Wednesday, December 17, 2014

Bui Vien



Bui Vien is the street on which my hostel in Saigon was located. It is also apparently backpacker central. There were positives and negatives to this. On the downside, there are people everywhere very aggressively trying to sell you things. But the upsides were that this area caters to people who have no idea what they are doing, and there are plenty of westerners around to talk to. On my walk into town I didn't see a single westerner until I got within a couple blocks of here.

Every night of the week this street packs full of people. Every inch of sidewalk is covered with plastic chairs and tables, nearly all of them filled, and every single storefront seems to open up to sell beers for fifty cents to a dollar. Vendors walk down the streets selling peanuts, hard-boiled quail eggs, unripe mango with some kind of spicy salt, and lots of dried squid (though I never actually saw anyone buy one of those).


My last night in Saigon I was having dinner in an alley off Bui Vien and a few westerners sat down right next to me. Their names were Scott, Simon, and Hubert. Scott was a sort of a dorky, chubby, middle-aged guy with the haircut of a mid-nineties pop-punk singer. He's a Californian, whose profession I never learned, but he is married to a Vietnamese woman. Hubert was a Dutch gardener. He was also about the friendliest person I've ever met--just full of joy and kindness. Simon was an aging punk rocker with a deep love of the Dead Kennedys, and was really fucked up at the beginning of the night. He was mostly silent save for bursts of out-of-tune singing and a deep, round, cartoonish laugh. He and Scott left for a while and he was more sober on their return--still prone to out-of-tune bursts of song, but it was interspersed with dialogue, and I could understand now the connection between his singing and the conversation.

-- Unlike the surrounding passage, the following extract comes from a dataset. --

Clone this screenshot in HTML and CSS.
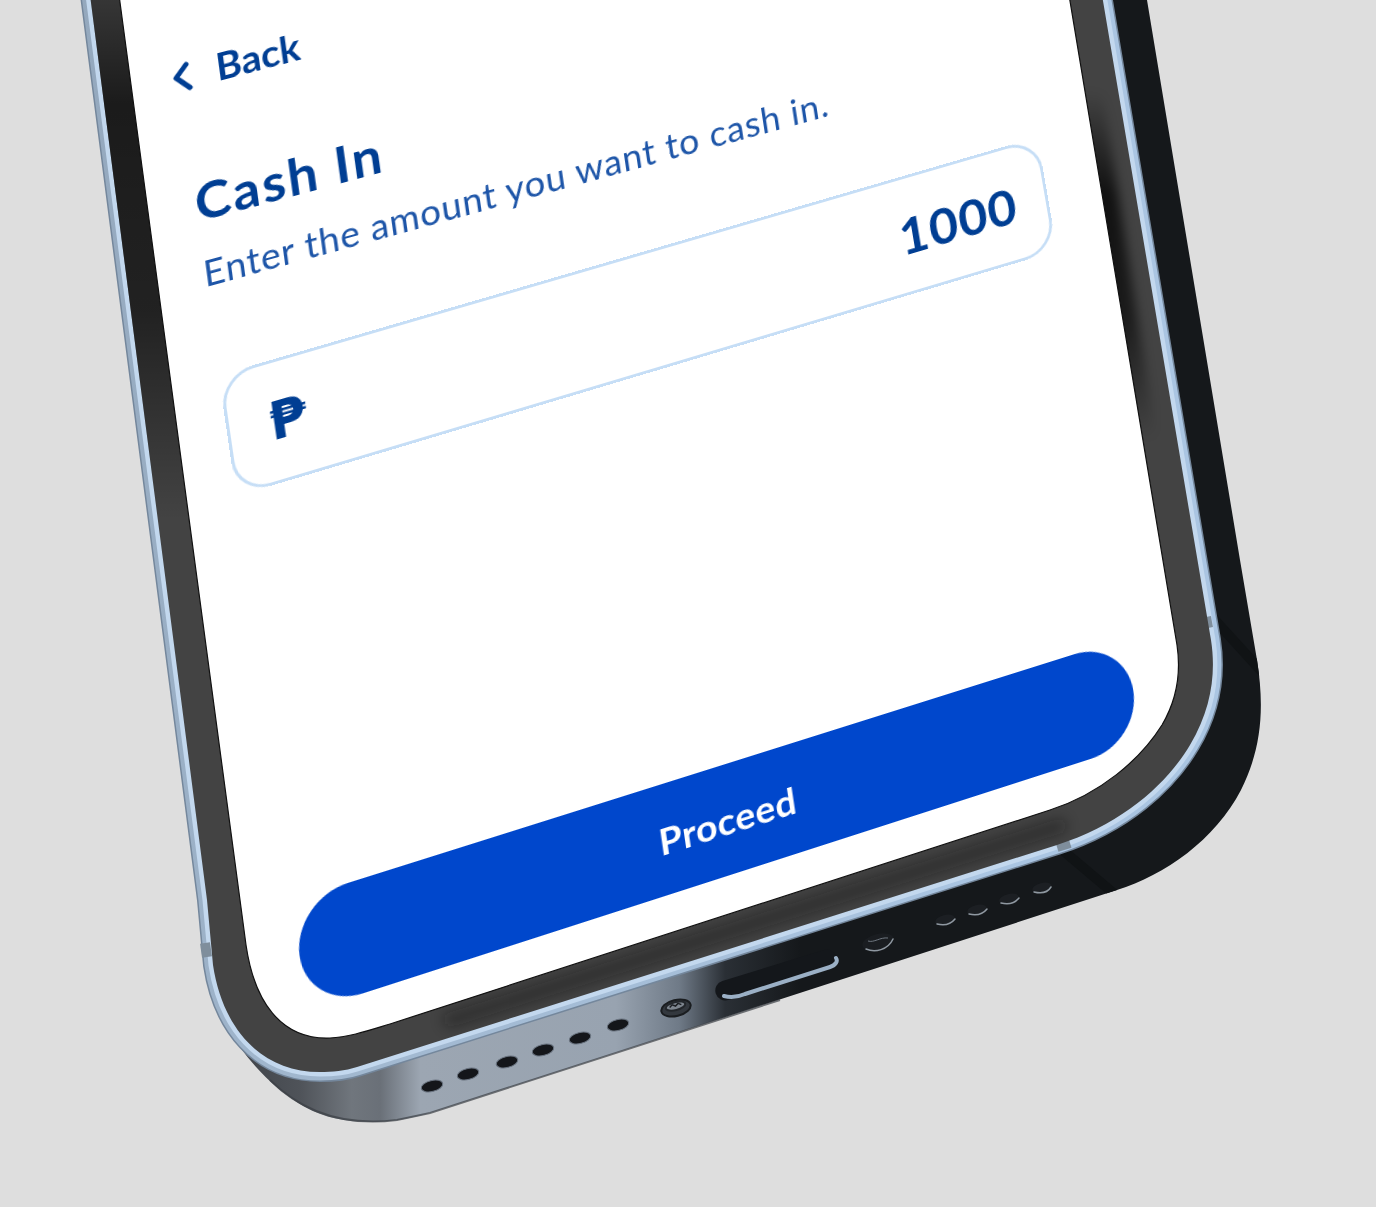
FILE: index.html
```html
<!DOCTYPE html>
<html lang="en">
<head>
<meta charset="utf-8">
<title>Cash In</title>
<link rel="stylesheet" href="styles.css">
</head>
<body>
<main class="stage">
  <svg class="device" viewBox="0 0 1376 1207" width="1376" height="1207" aria-hidden="true">
    <defs>
      <linearGradient id="bodyGrad" gradientUnits="userSpaceOnUse" x1="225" y1="0" x2="800" y2="0">
        <stop offset="0" stop-color="#3c4046"/>
        <stop offset="0.13" stop-color="#4f5359"/>
        <stop offset="0.22" stop-color="#70767d"/>
        <stop offset="0.27" stop-color="#6a7078"/>
        <stop offset="0.34" stop-color="#9ca6b2"/>
        <stop offset="0.68" stop-color="#98a3b0"/>
        <stop offset="0.79" stop-color="#6f7a87"/>
        <stop offset="0.87" stop-color="#2a2f35"/>
        <stop offset="1" stop-color="#15181b"/>
      </linearGradient>
      <linearGradient id="rimGrad" gradientUnits="userSpaceOnUse" x1="80" y1="0" x2="1000" y2="0">
        <stop offset="0" stop-color="#94a8bd"/>
        <stop offset="0.2" stop-color="#a0b6cd"/>
        <stop offset="1" stop-color="#aac5e2"/>
      </linearGradient>
      <linearGradient id="shadeLeft" gradientUnits="userSpaceOnUse" x1="0" y1="0" x2="0" y2="520">
        <stop offset="0" stop-color="#000" stop-opacity="0.2"/>
        <stop offset="0.2" stop-color="#000" stop-opacity="0.6"/>
        <stop offset="0.6" stop-color="#000" stop-opacity="0.5"/>
        <stop offset="1" stop-color="#000" stop-opacity="0"/>
      </linearGradient>
      <linearGradient id="shadeRight" gradientUnits="userSpaceOnUse" x1="0" y1="90" x2="0" y2="440">
        <stop offset="0" stop-color="#000" stop-opacity="0"/>
        <stop offset="0.3" stop-color="#000" stop-opacity="0.75"/>
        <stop offset="0.65" stop-color="#000" stop-opacity="0.6"/>
        <stop offset="1" stop-color="#000" stop-opacity="0"/>
      </linearGradient>
      <filter id="blurSoft" x="-60%" y="-20%" width="220%" height="140%"><feGaussianBlur stdDeviation="6"/></filter>
      <filter id="blurLine" filterUnits="userSpaceOnUse" x="350" y="760" width="800" height="320"><feGaussianBlur stdDeviation="7"/></filter>
      <clipPath id="bezelClip">
        <path d="M90 -5 L207 900 L213 965 C222 1025 258 1072 320 1072 C332 1072 345 1071 357 1067 L1057 845 C1125 823 1168 782 1190 745 C1212 708 1216 672 1211 640 L1102 -5 Z"/>
      </clipPath>
      <clipPath id="bodyClip">
        <path d="M1147 0 L1240 560 L1257 660 C1265 710 1261 750 1241 790 C1215 840 1165 875 1117 890 L430 1113 C390 1125 340 1127 305 1107 C275 1090 250 1065 225 1025 L300 900 L1000 0 Z"/>
      </clipPath>
    </defs>

    <path class="body" d="M1147 0 L1240 560 L1257 660 C1265 710 1261 750 1241 790 C1215 840 1165 875 1117 890 L430 1113 C390 1125 340 1127 305 1107 C275 1090 250 1065 225 1025 L300 900 L1000 0 Z"/>
    <path class="body-edge" d="M270 1080 C300 1110 340 1127 397 1120 L430 1113 L780 1000"/>
    <g clip-path="url(#bodyClip)">
      <path class="seam" d="M1060 848 L1118 897"/>
      <path class="seam" d="M1213 618 L1265 675"/>
    </g>

    <g class="holes">
      <ellipse cx="432" cy="1086" rx="11" ry="5.5" transform="rotate(-14 432 1086)"/>
      <ellipse cx="468" cy="1074" rx="11" ry="5.5" transform="rotate(-14 468 1074)"/>
      <ellipse cx="507" cy="1062" rx="11" ry="5.5" transform="rotate(-14 507 1062)"/>
      <ellipse cx="543" cy="1050" rx="11" ry="5.5" transform="rotate(-14 543 1050)"/>
      <ellipse cx="580" cy="1038" rx="11" ry="5.5" transform="rotate(-14 580 1038)"/>
      <ellipse cx="618" cy="1025" rx="11" ry="5.5" transform="rotate(-14 618 1025)"/>
    </g>
    <g transform="rotate(-14 676 1008)">
      <ellipse class="screw-base" cx="676" cy="1008" rx="15" ry="8"/>
      <ellipse class="screw-top" cx="676" cy="1006" rx="10" ry="4"/>
      <path class="screw-star" d="M670 1006 L673 1004 L676 1006 L679 1004 L682 1006"/>
    </g>

    <rect class="port" x="713" y="965" width="126" height="20" rx="10" transform="rotate(-17 776 975)"/>
    <path class="port-light" d="M724 996 C731 998 738 997 745 994 L830 967 C836 965 838 961 836 958"/>

    <ellipse class="dark-hole" cx="878" cy="942" rx="16" ry="8" transform="rotate(-14 878 942)"/>
    <path class="crescent" d="M866 949 C875 953 888 950 893 939"/>
    <path class="crescent-thin" d="M868 941 C874 943 880 937 888 938"/>
    <g class="dark-holes">
      <ellipse cx="945" cy="920" rx="10" ry="5" transform="rotate(-14 945 920)"/>
      <ellipse cx="977" cy="910" rx="10" ry="5" transform="rotate(-14 977 910)"/>
      <ellipse cx="1009" cy="899" rx="10" ry="5" transform="rotate(-14 1009 899)"/>
      <ellipse cx="1042" cy="888" rx="10" ry="5" transform="rotate(-14 1042 888)"/>
    </g>
    <path class="crescent" d="M937 924 C945 926 951 924 955 919"/>
    <path class="crescent" d="M969 914 C977 916 983 914 987 909"/>
    <path class="crescent" d="M1001 903 C1009 905 1015 903 1019 898"/>
    <path class="crescent" d="M1034 892 C1042 894 1048 892 1051 887"/>

    <g class="rim">
      <path class="rim-edge" d="M90 -5 L207 900 L213 965 C222 1025 258 1072 320 1072 C332 1072 345 1071 357 1067 L1057 845 C1125 823 1168 782 1190 745 C1212 708 1216 672 1211 640 L1102 -5 Z"/>
      <path class="rim-main" d="M90 -5 L207 900 L213 965 C222 1025 258 1072 320 1072 C332 1072 345 1071 357 1067 L1057 845 C1125 823 1168 782 1190 745 C1212 708 1216 672 1211 640 L1102 -5 Z"/>
      <path class="rim-shine" d="M90 -5 L207 900 L213 965 C222 1025 258 1072 320 1072 C332 1072 345 1071 357 1067 L1057 845 C1125 823 1168 782 1190 745 C1212 708 1216 672 1211 640 L1102 -5 Z"/>
    </g>
    <path class="rim-band" d="M1206 617 L1208 628"/>
    <path class="rim-band" d="M1057 847 L1070 843"/>
    <path class="rim-band" d="M205 943 L207 957"/>

    <path class="bezel" d="M90 -5 L207 900 L213 965 C222 1025 258 1072 320 1072 C332 1072 345 1071 357 1067 L1057 845 C1125 823 1168 782 1190 745 C1212 708 1216 672 1211 640 L1102 -5 Z"/>
    <g clip-path="url(#bezelClip)">
      <polygon class="shade-left" points="85,-5 140,-5 240,560 155,560"/>
      <polygon class="shade-right" points="1050,90 1102,90 1156,440 1105,440"/>
      <path class="shade-line" d="M450 1020 L1060 826"/>
    </g>

    <path class="glass" d="M119 -5 L240 900 L246 945 C254 1000 280 1040 330 1038 C350 1037 370 1030 390 1024 L1050 810 C1100 794 1140 760 1162 725 C1178 698 1181 672 1177 645 L1069 -5 Z"/>
  </svg>

  <section class="screen">
    <a class="back">
      <svg class="chevron" viewBox="0 0 20 30" width="20" height="30" aria-hidden="true">
        <path d="M15 3 L4 14 L16 27"/>
      </svg>
      <span>Back</span>
    </a>
    <h1 class="title">Cash In</h1>
    <p class="subtitle">Enter the amount you want to cash in.</p>
    <div class="amount">
      <span class="peso">₱</span>
      <span class="value">1000</span>
    </div>
    <button class="proceed">Proceed</button>
  </section>
</main>
</body>
</html>
```
FILE: styles.css
```css
* { box-sizing: border-box; }
html, body { margin: 0; padding: 0; }
body { background: #dedede; font-family: "Lato", "Open Sans", sans-serif; }
.stage { position: relative; width: 1376px; height: 1207px; overflow: hidden; background: #dedede; }
.device { position: absolute; left: 0; top: 0; display: block; }

.body { fill: url(#bodyGrad); }
.body-edge { fill: none; stroke: #3a3f45; stroke-width: 2; opacity: .7; }
.seam { fill: none; stroke: #101315; stroke-width: 10; }
.holes ellipse { fill: #14161a; stroke: #6a7480; stroke-width: 1; }
.screw-base { fill: #33383e; stroke: #1a1d20; stroke-width: 2; }
.screw-top { fill: #7d858e; stroke: #23272b; stroke-width: 2; }
.screw-star { fill: none; stroke: #1c1f23; stroke-width: 1.5; }
.port { fill: #14171b; }
.port-light { fill: none; stroke: #9bb0c6; stroke-width: 4; stroke-linecap: round; stroke-linejoin: round; }
.dark-hole { fill: #1a1d21; }
.dark-holes ellipse { fill: #1c1f23; }
.crescent { fill: none; stroke: #8f98a1; stroke-width: 1.5; stroke-linecap: round; }
.crescent-thin { fill: none; stroke: #6f7780; stroke-width: 1; }

.rim path { fill: none; stroke-linejoin: round; }
.rim-edge { stroke: #74879c; stroke-width: 20; }
.rim-main { stroke: url(#rimGrad); stroke-width: 17; }
.rim-shine { stroke: #c3d8ee; stroke-width: 9; }
.rim-band { fill: none; stroke: #7f8e9c; stroke-width: 10; }

.bezel { fill: #434343; }
.shade-left { fill: url(#shadeLeft); }
.shade-right { fill: url(#shadeRight); filter: url(#blurSoft); }
.shade-line { fill: none; stroke: #111; stroke-width: 14; opacity: .4; stroke-linecap: round; filter: url(#blurLine); }
.glass { fill: #ffffff; stroke: #111; stroke-width: 1.2; }

.screen {
  position: absolute;
  left: 0;
  top: 0;
  width: 940px;
  height: 1030px;
  padding: 22px 56px 50px 45px;
  display: flex;
  flex-direction: column;
  align-items: stretch;
  color: #003e93;
  transform-origin: 0 0;
  transform: matrix3d(1.03989, -0.26355, 0, 0.00006438, 0.12583, 0.97322, 0, -0.0000306, 0, 0, 1, 0, 133.7, 103.3, 0, 1) translate(0, -60px);
}
.back { display: flex; align-items: center; gap: 23px; height: 46px; font-size: 38px; font-weight: 700; line-height: 46px; }
.chevron { margin-left: -6px; margin-top: 4px; flex: none; }
.chevron path { fill: none; stroke: #003e93; stroke-width: 5; stroke-linecap: round; stroke-linejoin: round; }
.title { margin: 78px 0 0; font-size: 52px; font-weight: 700; line-height: 56px; letter-spacing: 2.2px; }
.subtitle { margin: 24px 0 0 -1px; font-size: 36px; font-weight: 400; line-height: 40px; letter-spacing: 0.9px; color: #1d55a8; }
.amount {
  margin: 79px 0 0 1px;
  height: 122px;
  border: 3px solid #c6def6;
  border-radius: 34px;
  padding: 0 30px 0 38px;
  display: flex;
  align-items: center;
  justify-content: space-between;
  background: #fff;
  transform: rotate(-0.6deg);
}
.peso { font-family: "DejaVu Sans", sans-serif; font-size: 52px; font-weight: 700; line-height: 1; }
.value { font-size: 52px; font-weight: 700; line-height: 1; letter-spacing: 1px; }
.proceed {
  margin: auto -6px 0 3px;
  height: 108px;
  border: 0;
  border-radius: 54px;
  background: #0047cc;
  color: #fff;
  font-family: inherit;
  font-size: 37px;
  font-weight: 700;
  letter-spacing: .5px;
}
```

Scott and Simon didn't stay out too long, but Hubert and I ended up hanging out late enough to give both of us a solid hangover for our respective bus trips the next day. The picture below is of Hubert and a boy that we bought some gum from.


Well, I suppose I shouldn't say that we bought gum from him. He came over to sell us some gum, and when we gave him the money he took off, only to come back a few minutes later and sit with us a while. But still no exchange of gum. He was very fond of pouring our beers and then trying to get us to drink for as long as he counted. After I took the picture of him he borrowed my camera and took literally six hundred photos, some of them quite nice. The other two photos in this post are his. He took about thirty photos of that guy's Irving jersey, most of them from about one inch away.